↓↓↓

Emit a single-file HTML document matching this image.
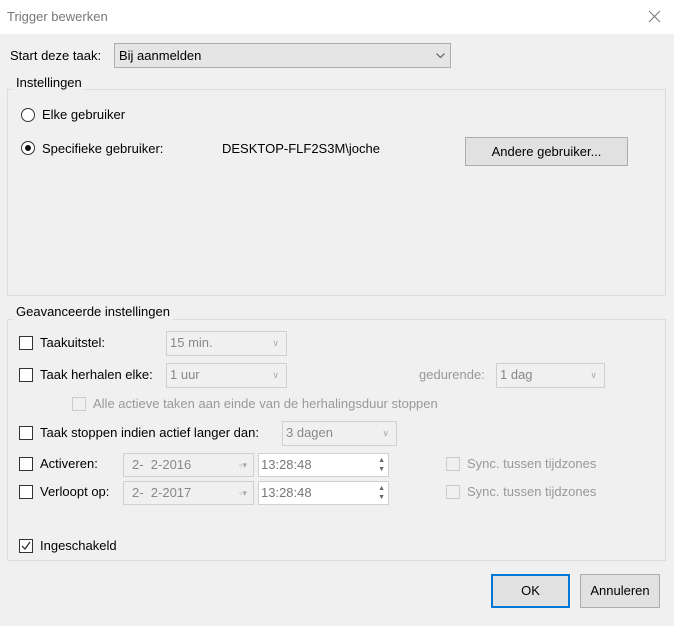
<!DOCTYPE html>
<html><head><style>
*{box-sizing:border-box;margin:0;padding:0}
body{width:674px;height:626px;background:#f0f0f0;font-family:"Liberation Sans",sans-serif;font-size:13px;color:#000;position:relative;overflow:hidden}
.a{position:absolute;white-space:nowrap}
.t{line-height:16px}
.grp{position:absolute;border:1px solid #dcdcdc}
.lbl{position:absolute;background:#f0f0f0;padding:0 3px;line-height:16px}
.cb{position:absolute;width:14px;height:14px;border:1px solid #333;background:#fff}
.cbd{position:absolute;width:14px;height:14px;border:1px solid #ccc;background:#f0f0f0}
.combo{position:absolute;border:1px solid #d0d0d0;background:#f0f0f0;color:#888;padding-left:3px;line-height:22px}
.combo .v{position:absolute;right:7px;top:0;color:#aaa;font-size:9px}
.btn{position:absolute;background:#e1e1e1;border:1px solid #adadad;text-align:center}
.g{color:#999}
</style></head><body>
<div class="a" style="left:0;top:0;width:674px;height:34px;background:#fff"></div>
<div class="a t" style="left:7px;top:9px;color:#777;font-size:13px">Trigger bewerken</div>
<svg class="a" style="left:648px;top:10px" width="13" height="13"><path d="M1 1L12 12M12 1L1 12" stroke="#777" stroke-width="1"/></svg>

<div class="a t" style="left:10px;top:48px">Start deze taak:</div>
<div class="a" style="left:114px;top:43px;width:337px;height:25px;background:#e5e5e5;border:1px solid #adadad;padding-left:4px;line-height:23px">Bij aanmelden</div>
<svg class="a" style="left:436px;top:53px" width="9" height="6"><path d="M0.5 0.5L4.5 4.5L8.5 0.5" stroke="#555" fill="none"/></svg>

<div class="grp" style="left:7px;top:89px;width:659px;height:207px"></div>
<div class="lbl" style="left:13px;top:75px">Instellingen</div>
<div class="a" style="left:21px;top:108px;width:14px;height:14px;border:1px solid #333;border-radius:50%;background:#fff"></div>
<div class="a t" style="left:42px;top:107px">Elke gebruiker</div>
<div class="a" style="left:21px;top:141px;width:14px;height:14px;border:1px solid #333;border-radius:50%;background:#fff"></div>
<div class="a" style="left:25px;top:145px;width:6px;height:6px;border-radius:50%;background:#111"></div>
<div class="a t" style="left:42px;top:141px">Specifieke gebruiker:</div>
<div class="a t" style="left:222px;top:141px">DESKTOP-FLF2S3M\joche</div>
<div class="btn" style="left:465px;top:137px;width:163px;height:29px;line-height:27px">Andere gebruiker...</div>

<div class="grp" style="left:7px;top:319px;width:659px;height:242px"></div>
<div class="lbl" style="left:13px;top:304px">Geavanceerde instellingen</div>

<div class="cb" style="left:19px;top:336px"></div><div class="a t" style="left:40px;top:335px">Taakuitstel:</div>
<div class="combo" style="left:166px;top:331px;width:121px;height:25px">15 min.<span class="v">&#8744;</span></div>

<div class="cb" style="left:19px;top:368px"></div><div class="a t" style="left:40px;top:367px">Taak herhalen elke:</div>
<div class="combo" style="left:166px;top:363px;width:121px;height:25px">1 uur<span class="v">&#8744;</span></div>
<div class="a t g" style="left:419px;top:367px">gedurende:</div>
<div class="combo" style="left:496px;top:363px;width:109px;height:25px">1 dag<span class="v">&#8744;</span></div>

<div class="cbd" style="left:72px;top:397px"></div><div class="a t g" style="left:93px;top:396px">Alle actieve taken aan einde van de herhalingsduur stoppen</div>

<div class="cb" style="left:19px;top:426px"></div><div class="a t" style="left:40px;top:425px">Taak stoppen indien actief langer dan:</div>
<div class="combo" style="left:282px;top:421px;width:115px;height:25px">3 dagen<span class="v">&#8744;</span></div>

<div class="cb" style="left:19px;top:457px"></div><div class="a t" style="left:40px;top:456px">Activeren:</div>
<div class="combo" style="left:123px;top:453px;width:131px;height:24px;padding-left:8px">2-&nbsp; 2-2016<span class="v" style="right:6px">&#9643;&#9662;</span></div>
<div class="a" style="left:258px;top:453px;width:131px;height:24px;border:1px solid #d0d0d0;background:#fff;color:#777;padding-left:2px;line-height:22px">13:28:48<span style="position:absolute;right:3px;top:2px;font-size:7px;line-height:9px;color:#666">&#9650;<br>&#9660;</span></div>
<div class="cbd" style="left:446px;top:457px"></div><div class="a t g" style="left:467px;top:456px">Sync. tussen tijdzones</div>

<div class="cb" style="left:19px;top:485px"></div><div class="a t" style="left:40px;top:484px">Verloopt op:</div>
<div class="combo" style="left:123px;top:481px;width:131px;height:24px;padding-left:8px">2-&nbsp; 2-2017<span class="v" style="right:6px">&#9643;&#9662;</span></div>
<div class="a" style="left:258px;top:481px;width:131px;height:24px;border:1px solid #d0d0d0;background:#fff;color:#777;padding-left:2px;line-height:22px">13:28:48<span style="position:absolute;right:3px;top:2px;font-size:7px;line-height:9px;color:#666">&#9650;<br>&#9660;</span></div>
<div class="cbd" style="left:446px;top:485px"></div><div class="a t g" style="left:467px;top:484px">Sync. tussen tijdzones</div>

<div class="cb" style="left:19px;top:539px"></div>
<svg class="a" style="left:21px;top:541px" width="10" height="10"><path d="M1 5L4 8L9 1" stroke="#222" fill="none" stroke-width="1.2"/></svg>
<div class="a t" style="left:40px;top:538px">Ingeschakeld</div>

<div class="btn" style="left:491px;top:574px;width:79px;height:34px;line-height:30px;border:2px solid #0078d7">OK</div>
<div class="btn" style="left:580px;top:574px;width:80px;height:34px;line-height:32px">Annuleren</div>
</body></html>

↑↑↑

### What this task involves:
Output the material word for word, omitting its pictures.

### Full response:
Emit a single-file HTML document matching this image.
<!DOCTYPE html>
<html><head><style>
*{box-sizing:border-box;margin:0;padding:0}
body{width:674px;height:626px;background:#f0f0f0;font-family:"Liberation Sans",sans-serif;font-size:13px;color:#000;position:relative;overflow:hidden}
.a{position:absolute;white-space:nowrap}
.t{line-height:16px}
.grp{position:absolute;border:1px solid #dcdcdc}
.lbl{position:absolute;background:#f0f0f0;padding:0 3px;line-height:16px}
.cb{position:absolute;width:14px;height:14px;border:1px solid #333;background:#fff}
.cbd{position:absolute;width:14px;height:14px;border:1px solid #ccc;background:#f0f0f0}
.combo{position:absolute;border:1px solid #d0d0d0;background:#f0f0f0;color:#888;padding-left:3px;line-height:22px}
.combo .v{position:absolute;right:7px;top:0;color:#aaa;font-size:9px}
.btn{position:absolute;background:#e1e1e1;border:1px solid #adadad;text-align:center}
.g{color:#999}
</style></head><body>
<div class="a" style="left:0;top:0;width:674px;height:34px;background:#fff"></div>
<div class="a t" style="left:7px;top:9px;color:#777;font-size:13px">Trigger bewerken</div>
<svg class="a" style="left:648px;top:10px" width="13" height="13"><path d="M1 1L12 12M12 1L1 12" stroke="#777" stroke-width="1"/></svg>

<div class="a t" style="left:10px;top:48px">Start deze taak:</div>
<div class="a" style="left:114px;top:43px;width:337px;height:25px;background:#e5e5e5;border:1px solid #adadad;padding-left:4px;line-height:23px">Bij aanmelden</div>
<svg class="a" style="left:436px;top:53px" width="9" height="6"><path d="M0.5 0.5L4.5 4.5L8.5 0.5" stroke="#555" fill="none"/></svg>

<div class="grp" style="left:7px;top:89px;width:659px;height:207px"></div>
<div class="lbl" style="left:13px;top:75px">Instellingen</div>
<div class="a" style="left:21px;top:108px;width:14px;height:14px;border:1px solid #333;border-radius:50%;background:#fff"></div>
<div class="a t" style="left:42px;top:107px">Elke gebruiker</div>
<div class="a" style="left:21px;top:141px;width:14px;height:14px;border:1px solid #333;border-radius:50%;background:#fff"></div>
<div class="a" style="left:25px;top:145px;width:6px;height:6px;border-radius:50%;background:#111"></div>
<div class="a t" style="left:42px;top:141px">Specifieke gebruiker:</div>
<div class="a t" style="left:222px;top:141px">DESKTOP-FLF2S3M\joche</div>
<div class="btn" style="left:465px;top:137px;width:163px;height:29px;line-height:27px">Andere gebruiker...</div>

<div class="grp" style="left:7px;top:319px;width:659px;height:242px"></div>
<div class="lbl" style="left:13px;top:304px">Geavanceerde instellingen</div>

<div class="cb" style="left:19px;top:336px"></div><div class="a t" style="left:40px;top:335px">Taakuitstel:</div>
<div class="combo" style="left:166px;top:331px;width:121px;height:25px">15 min.<span class="v">&#8744;</span></div>

<div class="cb" style="left:19px;top:368px"></div><div class="a t" style="left:40px;top:367px">Taak herhalen elke:</div>
<div class="combo" style="left:166px;top:363px;width:121px;height:25px">1 uur<span class="v">&#8744;</span></div>
<div class="a t g" style="left:419px;top:367px">gedurende:</div>
<div class="combo" style="left:496px;top:363px;width:109px;height:25px">1 dag<span class="v">&#8744;</span></div>

<div class="cbd" style="left:72px;top:397px"></div><div class="a t g" style="left:93px;top:396px">Alle actieve taken aan einde van de herhalingsduur stoppen</div>

<div class="cb" style="left:19px;top:426px"></div><div class="a t" style="left:40px;top:425px">Taak stoppen indien actief langer dan:</div>
<div class="combo" style="left:282px;top:421px;width:115px;height:25px">3 dagen<span class="v">&#8744;</span></div>

<div class="cb" style="left:19px;top:457px"></div><div class="a t" style="left:40px;top:456px">Activeren:</div>
<div class="combo" style="left:123px;top:453px;width:131px;height:24px;padding-left:8px">2-&nbsp; 2-2016<span class="v" style="right:6px">&#9643;&#9662;</span></div>
<div class="a" style="left:258px;top:453px;width:131px;height:24px;border:1px solid #d0d0d0;background:#fff;color:#777;padding-left:2px;line-height:22px">13:28:48<span style="position:absolute;right:3px;top:2px;font-size:7px;line-height:9px;color:#666">&#9650;<br>&#9660;</span></div>
<div class="cbd" style="left:446px;top:457px"></div><div class="a t g" style="left:467px;top:456px">Sync. tussen tijdzones</div>

<div class="cb" style="left:19px;top:485px"></div><div class="a t" style="left:40px;top:484px">Verloopt op:</div>
<div class="combo" style="left:123px;top:481px;width:131px;height:24px;padding-left:8px">2-&nbsp; 2-2017<span class="v" style="right:6px">&#9643;&#9662;</span></div>
<div class="a" style="left:258px;top:481px;width:131px;height:24px;border:1px solid #d0d0d0;background:#fff;color:#777;padding-left:2px;line-height:22px">13:28:48<span style="position:absolute;right:3px;top:2px;font-size:7px;line-height:9px;color:#666">&#9650;<br>&#9660;</span></div>
<div class="cbd" style="left:446px;top:485px"></div><div class="a t g" style="left:467px;top:484px">Sync. tussen tijdzones</div>

<div class="cb" style="left:19px;top:539px"></div>
<svg class="a" style="left:21px;top:541px" width="10" height="10"><path d="M1 5L4 8L9 1" stroke="#222" fill="none" stroke-width="1.2"/></svg>
<div class="a t" style="left:40px;top:538px">Ingeschakeld</div>

<div class="btn" style="left:491px;top:574px;width:79px;height:34px;line-height:30px;border:2px solid #0078d7">OK</div>
<div class="btn" style="left:580px;top:574px;width:80px;height:34px;line-height:32px">Annuleren</div>
</body></html>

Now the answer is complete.